Massey University CareerplaNZ

Career and student learning issues brought to you by Massey University’s Careers Service – New Zealand

Getting creative

Posted by John Ross on January 27, 2009

In yesterday’s blog we looked – albeit briefly – at ‘recession proofing’ your career.  If you’re looking for work, integral to this will be the need to be creative in your job search.  Not least, because a high proportion of job vacancies are never advertised.

 

In today’s tough labour market it’s vital that you’re realistic in your expectations.  It’s very possible that you won’t find roles at the salary you were expecting and your room for negotiating a higher starting salary and more flexible terms and conditions may be significantly smaller than it was even a few months ago.  For many, the scope to move ‘up the career ladder’ will have lessened and moves are more likely to be sideways – in the same or into a new organisation.  Indeed, the current recession may sharpen the trend towards a person’s career being characterised by periods of paid work; further study and training and contract work rather than by ‘a job for life’.

 

As we’ve already noted, it will be important to be keenly aware of the skills that you have and of how they can be applied in a new role – to the benefit of the employer.  Perhaps the safest job seeker of all will be the one whose skills can be applied across a range of roles and sectors.

 

Spending time on self-appraisal of your skills; interests; values etc is likely to be time well spent.  So too however, will be time spent looking at sectors, roles and employers.  This will mean asking yourself searching questions.  For example, how comprehensively could you answer the following questions?

 

  • What are the most active sectors in the locations you want to work in?
  • Which organisations would be most interested in what you have to offer?
  • Why might these organisations be interested in you?
  • How do they typically recruit and who is responsible for their recruitment?
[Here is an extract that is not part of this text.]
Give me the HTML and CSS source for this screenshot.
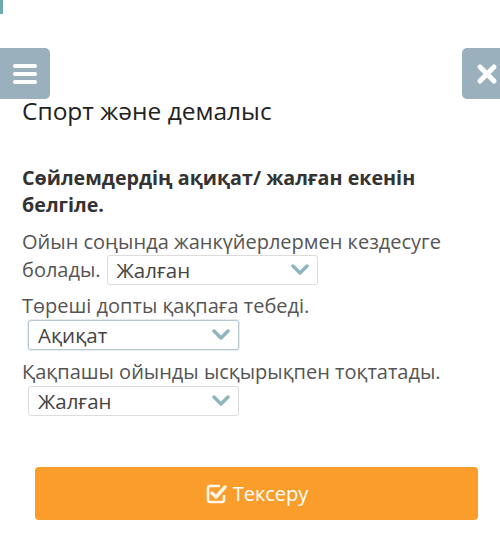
FILE: index.html
```html
<!DOCTYPE html>
<html lang="kk">
<head>
<meta charset="utf-8">
<title>Спорт және демалыс</title>
<link rel="stylesheet" href="styles.css">
</head>
<body>
<div class="page">
  <div class="edge-tab"></div>
  <div class="toolbar">
    <button class="tool-btn menu-btn" aria-label="Мәзір">
      <svg width="26" height="22" viewBox="0 0 26 22">
        <g stroke="#fff" stroke-width="4" stroke-linecap="round">
          <line x1="3" y1="3" x2="23" y2="3"/>
          <line x1="3" y1="11" x2="23" y2="11"/>
          <line x1="3" y1="19" x2="23" y2="19"/>
        </g>
      </svg>
    </button>
    <button class="tool-btn close-btn" aria-label="Жабу">
      <svg width="22" height="22" viewBox="0 0 22 22">
        <g stroke="#fff" stroke-width="5" stroke-linecap="round">
          <line x1="4" y1="4" x2="18" y2="18"/>
          <line x1="18" y1="4" x2="4" y2="18"/>
        </g>
      </svg>
    </button>
  </div>

  <h1 class="title">Спорт және демалыс</h1>

  <div class="task">
    <p class="question">Сөйлемдердің ақиқат/ жалған екенін белгіле.</p>

    <p class="sentence">Ойын соңында жанкүйерлермен кездесуге</p>
    <div class="sentence-row">
      <span class="sentence">болады.</span>
      <div class="select"><span class="select-value">Жалған</span><svg class="chev" width="18" height="12" viewBox="0 0 18 12"><path d="M2 2 L9 9 L16 2" fill="none" stroke="#8fb5bf" stroke-width="3.5" stroke-linecap="round" stroke-linejoin="round"/></svg></div>
    </div>

    <p class="sentence spaced">Төреші допты қақпаға тебеді.</p>
    <div class="select block-select focused"><span class="select-value">Ақиқат</span><svg class="chev" width="18" height="12" viewBox="0 0 18 12"><path d="M2 2 L9 9 L16 2" fill="none" stroke="#8fb5bf" stroke-width="3.5" stroke-linecap="round" stroke-linejoin="round"/></svg></div>

    <p class="sentence spaced">Қақпашы ойынды ысқырықпен тоқтатады.</p>
    <div class="select block-select"><span class="select-value">Жалған</span><svg class="chev" width="18" height="12" viewBox="0 0 18 12"><path d="M2 2 L9 9 L16 2" fill="none" stroke="#8fb5bf" stroke-width="3.5" stroke-linecap="round" stroke-linejoin="round"/></svg></div>
  </div>

  <div class="actions">
    <button class="check-btn">
      <svg width="22" height="22" viewBox="0 0 22 22">
        <path d="M15 3 H5 A2 2 0 0 0 3 5 V17 A2 2 0 0 0 5 19 H17 A2 2 0 0 0 19 17 V12" fill="none" stroke="#fff6e8" stroke-width="2.6"/>
        <path d="M7 10 L11 14 L20 4" fill="none" stroke="#fff6e8" stroke-width="3.4" stroke-linecap="round" stroke-linejoin="round"/>
      </svg>
      <span>Тексеру</span>
    </button>
  </div>
</div>
</body>
</html>
```

FILE: styles.css
```css
html, body {
  margin: 0;
  padding: 0;
  background: #fff;
  overflow: hidden;
}

body {
  font-family: "Open Sans", "Noto Sans", sans-serif;
  color: #555;
}

.page {
  position: relative;
  width: 500px;
  height: 551px;
}

.edge-tab {
  position: absolute;
  left: 0;
  top: 0;
  width: 3px;
  height: 14px;
  background: #6fa9b0;
}

.toolbar {
  display: flex;
  justify-content: space-between;
  padding-top: 48px;
}

.tool-btn {
  display: flex;
  align-items: center;
  justify-content: center;
  width: 50px;
  height: 51px;
  border: 0;
  padding: 0;
  background: #9bb0bd;
  border-radius: 5px;
}

.menu-btn {
  border-radius: 0 5px 5px 0;
}

.close-btn {
  margin-right: -12px;
  justify-content: flex-start;
  padding-left: 14px;
}

.title {
  margin: -4px 0 0 22px;
  font-size: 24.5px;
  font-weight: 400;
  line-height: 32px;
  color: #222;
}

.task {
  padding: 0 22px;
  margin-top: 37px;
}

.question {
  margin: 0;
  font-size: 19.7px;
  font-weight: 700;
  line-height: 27px;
  color: #333;
}

.sentence {
  margin: 0;
  font-size: 20px;
  line-height: 28px;
  color: #555;
}

.question + .sentence {
  margin-top: 10px;
}

.sentence.spaced {
  margin-top: 8px;
}

.sentence-row {
  display: flex;
  align-items: center;
  gap: 6px;
  height: 28px;
}

.select {
  display: flex;
  flex: none;
  align-items: center;
  justify-content: space-between;
  box-sizing: border-box;
  width: 211px;
  height: 30px;
  padding: 0 8px 0 9px;
  border: 1px solid #dcdcdc;
  border-radius: 3px;
  background: #fff;
  font-size: 20.5px;
  color: #444;
}

.block-select {
  margin-left: 6px;
}

.block-select.focused {
  border-color: #b7c9d0;
  box-shadow: 0 0 0 1px #e4ecef;
}

.chev {
  flex: none;
}

.actions {
  padding: 0 22px 0 35px;
  margin-top: 51px;
}

.check-btn {
  display: flex;
  align-items: center;
  justify-content: center;
  gap: 6px;
  width: 443px;
  height: 53px;
  border: 0;
  border-radius: 4px;
  background: #fb9d2b;
  color: #fff;
  font-family: "Open Sans", "Noto Sans", sans-serif;
  font-size: 20px;
}
```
In career choice, and in job search, your knowledge of the sector will be invaluable too.  Of the sectors that interest you, what are the current trends in each?  Are opportunities likely to expand or contract and are jobs typically found in large organisations?  What are the major organisations in the sectors concerned, and are employers concentrated in certain parts of the country?

 

Take time to identify and explore the major information sources for these sectors.  It’s likely that these will include professional associations and employer/business groups.